Application of Large-Scale Experimental Facilities to the Advancement of Seismic Design and Retrofit of Transportation Facilities

Over the past 30 years, significant research has been devoted to improving the seismic performance of new and existing bridges. The results of this effort can be seen in the ongoing evolution of design specifications for bridges, not only in the U.S., Japan, and Taiwan, but also in other seismically active regions of the world such as China, New Zealand, and Europe. Many of these specifications are now performance-based, driven by the public demand for transportation systems that continue to provide basic levels of service regardless of earthquake size. As a consequence these specifications now set performance criteria for small and large earthquakes (such as minimum levels of functionality, acceptable damage states, and maximum repair times) and imply that, if these provisions are followed, these criteria will be satisfied.
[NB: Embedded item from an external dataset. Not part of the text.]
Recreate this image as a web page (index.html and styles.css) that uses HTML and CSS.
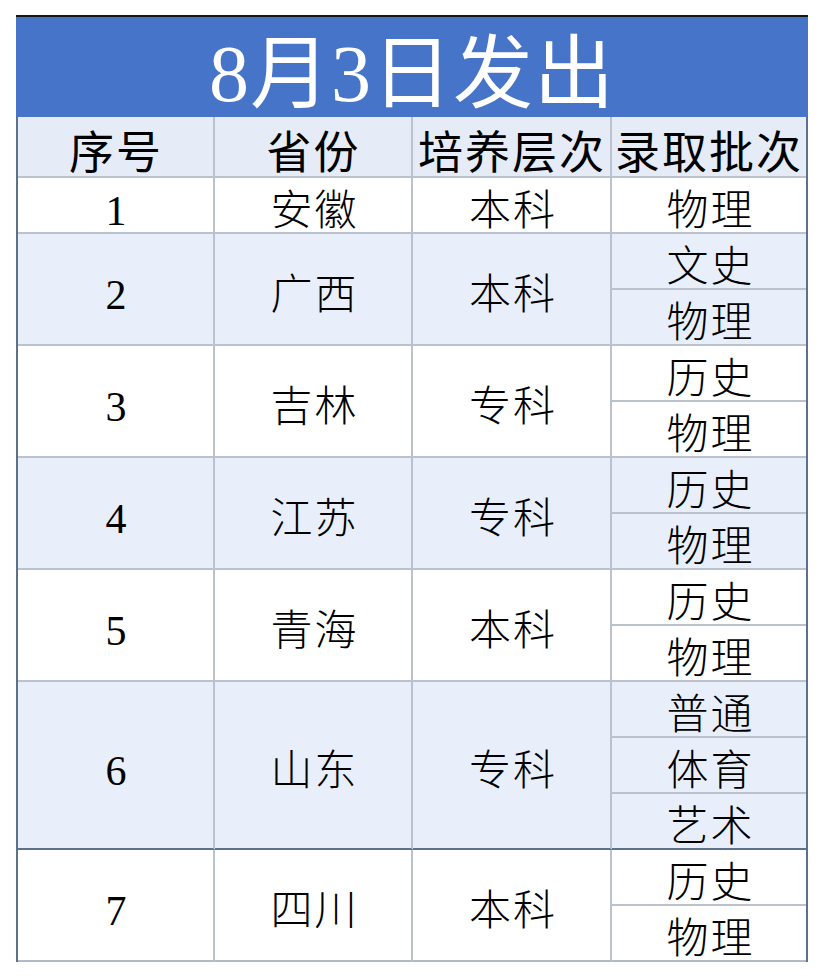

However the current state-of-the-art of seismic design is insufficient to make these assurances with confidence for all but the simplest of bridge types, such as a single span bridge on competent soil. Consequently the demand for such performance (for little or no extra cost) has increased the demand for advanced knowledge about the seismic performance of bridges, and is now setting the research agenda. Sophisticated computational tools are widely available for three-dimensional dynamic analysis of nonlinear structural systems, and applications to bridge design are relatively common. However these tools are based on existing notions of structural performance and are consequently limited by existing knowledge and our past experience. But rigorous performance-based design (PBD) requires an understanding of bridge response that is outside the bounds of current knowledge. It also requires that ground motions are known with confidence, including their three-dimensional characteristics and spatial variability. Numerical modeling is a powerful but limited tool and fundamental models are lacking that have the sophistication to satisfy the requirements of PBD. It is believed that the development and calibration of these models requires an experimental effort at a scale that can only now be considered, now that the NEES, NIED and NCREE facilities are on line. In many instances collaborative research using these distributed facilities will accelerate progress, elevate the sophistication of the experiments, and improve confidence in the findings and conclusions.